Semiconductor and IP business Rambus recently published a succinct blog that charts the boom in data demands from telcos in running mobile networks, the upcoming transition from 4G to 5G, and how this all bleeds into the edge.
The leap from 4G to 5G connectivity is going to be a dramatic one for edge computing. It could enable technologies such as microcells with very low latency rates, for example, and 5G will also create opportunities to build new networks – not just the public networks for mobile use we are familiar with, but also private sub-nets that can be run within a single organisation.
And all of these things will help push forward more efficient consumer technologies. AT&T, which is investing heavily in edge, describes it as having the cloud come to you. It will, AT&T says, move "the computation into the cloud in a way that feels seamless – it's like having a wireless supercomputer wherever you go."
An example AT&T uses is running a VR cloud experience on your phone – being able to send and received commands from thousands of locations near the user should make that experience more seamless than if it was powered by a data centre far away.
In this way, telcos will become even more powerful stakeholders in networking and cloud technologies because they'll be running much of the underlying infrastructure required for edge and fog computing.
A more urgent example is set out by Intel's GM for IoT, Kumar Balasubramanian. If a smart car detects that a driver is about to suffer from a stroke, that kind of data needs immediate attention and can't wait to go to the cloud to be analysed.
"Data has an expiration date, you can't afford to devalue the data before you apply analytics," writes SAS CTO Oliver Schabenberger in this blog post.
The industrial edge
General Electric, which is heavily invested in predictive maintenance and industrial applications for the internet, says that edge is taking form now for a number of reasons, including, but not limited to: the lowering cost of compute, cheaper sensors, more power in small footprint devices like gateways and sensor hubs, the enormous swell of big data, and improvements to modern machine learning and analytics.
Imagine a single vehicle in an autonomous fleet, estimated by Intel to generate 40 terabytes of data for every eight hours on the road.
GE says sending all that data to a far-away cloud would be "unsafe, unnecessary and impractical" – this is because it is data that holds most of its value in the short term, and it requires extremely low latency for quick decision-making. The difference could literally be life and death.
All of this power at the edge should help businesses use IoT to do digital better.
Microsoft estimates among other things, edge computing to enable interoperability between new and legacy devices, better operations with intermittent connectivity, quicker response times, and improved security and compliance.
To prepare for all this change, vendors are starting to dress their product suites as end-to-end options that deliver the whole package for edge.
Dell EMC, for example, has bet big on IoT and edge computing.
At a New York event in October this year, the vendor announced a new IoT division flush with $1 billion in investment over three years.

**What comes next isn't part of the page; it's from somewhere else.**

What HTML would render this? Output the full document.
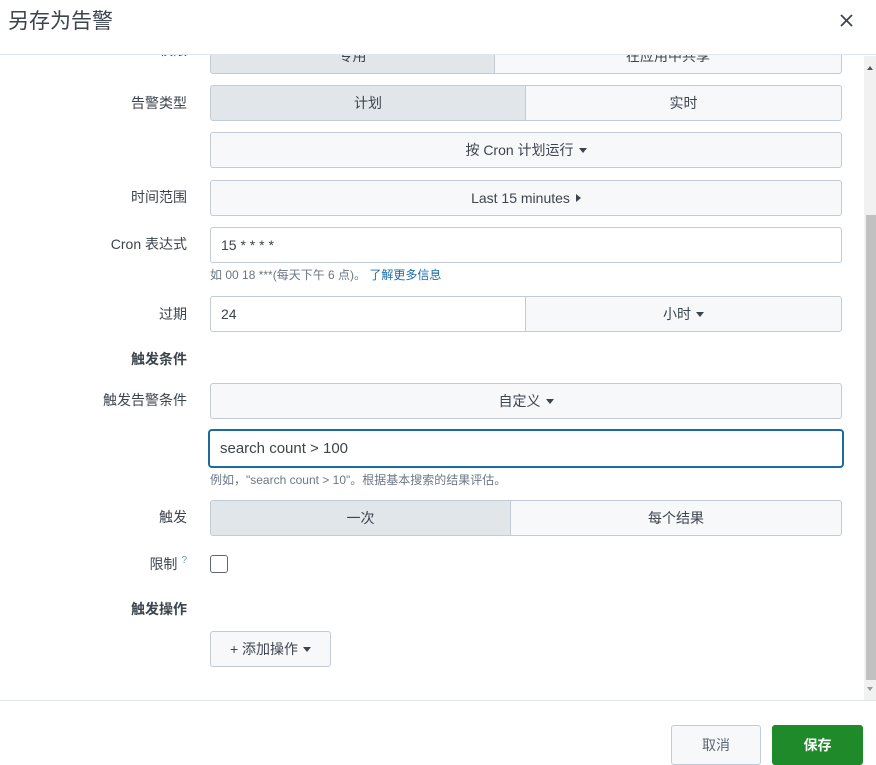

The company, which recently completed a mega-merger with EMC, will hope to offer almost the full infrastructure for IoT, edge, and fog. It sells gateways, Dell EMC covers the analytics and on-premise appliances, and Pivotal could be touted for cloud and app integration.
Old Dell rival HPE also acknowledged that edge computing will be important for its future, with the recently departed Meg Whitman orienting an October analyst meeting in October in the direction of IoT and edge.

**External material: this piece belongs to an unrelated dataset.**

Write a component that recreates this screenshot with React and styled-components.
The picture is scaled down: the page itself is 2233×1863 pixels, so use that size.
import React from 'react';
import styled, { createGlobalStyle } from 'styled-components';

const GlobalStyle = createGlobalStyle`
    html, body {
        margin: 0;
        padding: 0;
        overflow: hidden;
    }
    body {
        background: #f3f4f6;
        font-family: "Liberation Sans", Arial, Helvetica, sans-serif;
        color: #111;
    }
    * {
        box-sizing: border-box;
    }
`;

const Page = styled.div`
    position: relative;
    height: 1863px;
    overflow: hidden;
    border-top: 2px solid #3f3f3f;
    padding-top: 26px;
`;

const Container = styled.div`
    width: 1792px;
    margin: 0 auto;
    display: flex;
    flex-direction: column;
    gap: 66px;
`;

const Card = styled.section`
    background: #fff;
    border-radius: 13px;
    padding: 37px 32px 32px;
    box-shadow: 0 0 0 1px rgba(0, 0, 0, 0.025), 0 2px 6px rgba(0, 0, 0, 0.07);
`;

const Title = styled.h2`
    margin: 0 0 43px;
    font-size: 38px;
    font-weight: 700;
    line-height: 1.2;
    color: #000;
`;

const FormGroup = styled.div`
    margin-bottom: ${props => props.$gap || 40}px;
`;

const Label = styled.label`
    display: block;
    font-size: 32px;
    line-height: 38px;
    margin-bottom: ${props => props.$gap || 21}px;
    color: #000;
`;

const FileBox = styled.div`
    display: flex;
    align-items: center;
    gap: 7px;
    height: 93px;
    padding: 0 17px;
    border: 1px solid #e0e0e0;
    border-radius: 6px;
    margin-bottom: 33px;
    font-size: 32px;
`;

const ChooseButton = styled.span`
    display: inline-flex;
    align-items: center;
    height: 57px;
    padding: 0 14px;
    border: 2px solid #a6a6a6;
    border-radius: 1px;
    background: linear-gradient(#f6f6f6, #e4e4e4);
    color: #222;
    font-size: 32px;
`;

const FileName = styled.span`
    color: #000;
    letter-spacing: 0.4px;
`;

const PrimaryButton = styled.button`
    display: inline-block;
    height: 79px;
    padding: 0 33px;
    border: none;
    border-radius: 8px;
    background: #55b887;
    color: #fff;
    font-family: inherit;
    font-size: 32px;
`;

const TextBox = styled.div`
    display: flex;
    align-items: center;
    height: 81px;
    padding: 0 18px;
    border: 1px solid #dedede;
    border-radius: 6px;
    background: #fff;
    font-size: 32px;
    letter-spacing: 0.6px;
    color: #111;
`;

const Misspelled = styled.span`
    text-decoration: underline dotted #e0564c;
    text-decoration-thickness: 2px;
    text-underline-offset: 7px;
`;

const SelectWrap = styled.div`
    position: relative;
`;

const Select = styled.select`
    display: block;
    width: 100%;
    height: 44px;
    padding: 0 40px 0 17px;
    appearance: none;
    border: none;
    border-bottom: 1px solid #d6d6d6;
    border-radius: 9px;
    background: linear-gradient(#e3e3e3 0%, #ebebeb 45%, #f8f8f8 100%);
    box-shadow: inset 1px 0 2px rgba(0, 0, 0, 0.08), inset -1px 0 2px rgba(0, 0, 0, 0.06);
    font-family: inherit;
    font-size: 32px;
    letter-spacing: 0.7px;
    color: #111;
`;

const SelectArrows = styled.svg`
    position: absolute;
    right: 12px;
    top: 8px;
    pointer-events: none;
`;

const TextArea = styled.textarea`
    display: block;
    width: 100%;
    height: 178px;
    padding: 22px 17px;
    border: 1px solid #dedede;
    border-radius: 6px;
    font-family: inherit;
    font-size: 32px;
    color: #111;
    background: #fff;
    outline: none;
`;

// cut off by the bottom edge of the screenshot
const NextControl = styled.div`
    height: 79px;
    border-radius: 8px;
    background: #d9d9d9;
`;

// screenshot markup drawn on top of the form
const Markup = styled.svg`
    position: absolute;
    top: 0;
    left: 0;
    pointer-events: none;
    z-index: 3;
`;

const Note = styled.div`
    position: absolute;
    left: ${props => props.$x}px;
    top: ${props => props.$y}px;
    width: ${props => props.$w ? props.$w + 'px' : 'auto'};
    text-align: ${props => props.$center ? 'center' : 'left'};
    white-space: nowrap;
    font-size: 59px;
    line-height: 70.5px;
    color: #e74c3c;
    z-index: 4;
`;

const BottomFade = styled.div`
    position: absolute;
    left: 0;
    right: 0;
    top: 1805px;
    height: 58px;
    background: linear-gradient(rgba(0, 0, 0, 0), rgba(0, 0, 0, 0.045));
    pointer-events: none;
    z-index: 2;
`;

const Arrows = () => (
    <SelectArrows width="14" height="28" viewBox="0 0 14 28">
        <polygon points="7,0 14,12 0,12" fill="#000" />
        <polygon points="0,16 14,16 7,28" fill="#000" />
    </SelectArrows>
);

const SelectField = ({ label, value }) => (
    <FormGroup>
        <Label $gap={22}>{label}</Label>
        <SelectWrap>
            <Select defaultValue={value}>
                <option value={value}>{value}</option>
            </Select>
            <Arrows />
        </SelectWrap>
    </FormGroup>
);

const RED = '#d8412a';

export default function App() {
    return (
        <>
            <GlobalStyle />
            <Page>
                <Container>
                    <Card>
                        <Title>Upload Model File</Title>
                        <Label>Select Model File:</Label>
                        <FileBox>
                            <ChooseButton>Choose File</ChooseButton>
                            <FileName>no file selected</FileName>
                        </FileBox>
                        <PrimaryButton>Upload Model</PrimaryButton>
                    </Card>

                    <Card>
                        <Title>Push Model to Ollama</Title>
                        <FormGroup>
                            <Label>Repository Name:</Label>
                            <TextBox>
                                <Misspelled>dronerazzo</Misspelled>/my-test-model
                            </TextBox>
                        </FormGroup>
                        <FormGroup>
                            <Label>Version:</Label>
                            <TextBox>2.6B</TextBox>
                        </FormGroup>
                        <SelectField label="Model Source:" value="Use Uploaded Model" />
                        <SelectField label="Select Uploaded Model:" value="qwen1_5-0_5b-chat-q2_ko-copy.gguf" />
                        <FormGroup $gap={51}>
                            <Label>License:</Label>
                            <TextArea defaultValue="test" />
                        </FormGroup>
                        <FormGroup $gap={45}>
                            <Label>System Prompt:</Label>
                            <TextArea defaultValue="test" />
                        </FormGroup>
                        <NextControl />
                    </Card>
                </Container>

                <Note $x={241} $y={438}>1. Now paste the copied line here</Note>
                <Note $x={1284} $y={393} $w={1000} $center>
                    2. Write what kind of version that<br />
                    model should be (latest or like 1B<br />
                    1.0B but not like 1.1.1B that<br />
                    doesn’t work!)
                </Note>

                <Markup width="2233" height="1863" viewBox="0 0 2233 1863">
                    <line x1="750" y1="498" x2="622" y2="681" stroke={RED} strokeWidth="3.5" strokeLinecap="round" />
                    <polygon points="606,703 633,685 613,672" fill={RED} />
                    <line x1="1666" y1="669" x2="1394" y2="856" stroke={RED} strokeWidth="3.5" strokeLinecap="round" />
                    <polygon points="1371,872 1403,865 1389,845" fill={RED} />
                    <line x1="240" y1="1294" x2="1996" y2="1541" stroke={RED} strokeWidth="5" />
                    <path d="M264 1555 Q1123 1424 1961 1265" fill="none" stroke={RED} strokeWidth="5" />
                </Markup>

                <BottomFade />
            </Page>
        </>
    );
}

IBM points out that edge computing will likely also lead to the creation of new mesh networks that could be of use in developing neural networks and machine learning. A meshnet is essentially a kind of decentralised network that enables transmission from one device to the other, without requiring a cell tower.
Meanwhile, chip company Nvidia recently unveiled plans for its Jetson TX2 platform, designed to provide powerful AI closer to smart objects at the edge, with the company citing robots, drones and security cameras as examples.
There are other more subtle strands of edge computing that could snowball into benefits for the bottom line: low-energy but highly powered sensors will require less bandwidth, and less energy to ping data about than would be required for relying on a central cloud. That could mean a significant reduction in energy footprints across a whole field of industries, where big data is currently consuming a high amount of energy, despite efforts to create more green data centres.
The internet of things has understandably carried a perception that it was insecure: some sensor manufacturers had been thought to have raced to get products out to market without baking in security from the get-go.
Now that is less the elephant in the room than it once was. And actually, as edge systems are developed, they might be able to better provide traffic visibility for organisations.
So there are two sides to the coin, comments Keiron Shepherd, senior systems engineer for F5 Networks: "Crucially, the security implications of edge computing must be factored into an organisation's plans to use it," Shepherd says. "What some may not realise is that it has the potential to simplify security management, because the organisation has a clear idea of where the data is coming from and where it's going.
"If everything is being sent to a central data centre or a cloud system, the high volumes of traffic can be hard to monitor for a business that doesn't have enough resource to do so. Cybercriminals can take advantage of this by intercepting data unnoticed."
But, he explains, the nature of edge means that there will also be a wider spread of possible weak links that need to be secured.
"Businesses need to have strong patch management in place that can be replicated quickly and rolled out to the different sensors collecting and sending data," Shepherd says. "There's a misconception that hackers won't go after these specific sensors, but hackers can use holes that haven't been patched as a way of getting into an organisation's network under the radar. What's more, once they can do this for one device, they can often use the same flaw to access data on hundreds, thousands or potentially even millions of others."
There are also potential advantages for privacy as well, by keeping the data near the device rather than sending it to the cloud.
On the precipice
Analyst house Gartner expects that by 2022, an astonishing 50 percent of enterprise-generated data will be created and processed outside of a traditional data centre or cloud – a stark contrast to the roughly 10 percent mark where it currently sits.
IDC, meanwhile, expects IoT spending to hit $1.35 trillion by 2021, with much of that depending on the underlying infrastructure being developed and rolled out. GE believes the industrial internet market in isolation will be worth $225 billion by 2020, and Accenture expects industrial IoT to heap on $14.2 trillion to the global economy by 2030.
IBM describes edge as the 'next frontier' for cloud, so come what may, it seems that a new way forward for compute is likely to bring with it new ecosystems, fresh strategic thinking, and perhaps entirely new ways of doing business.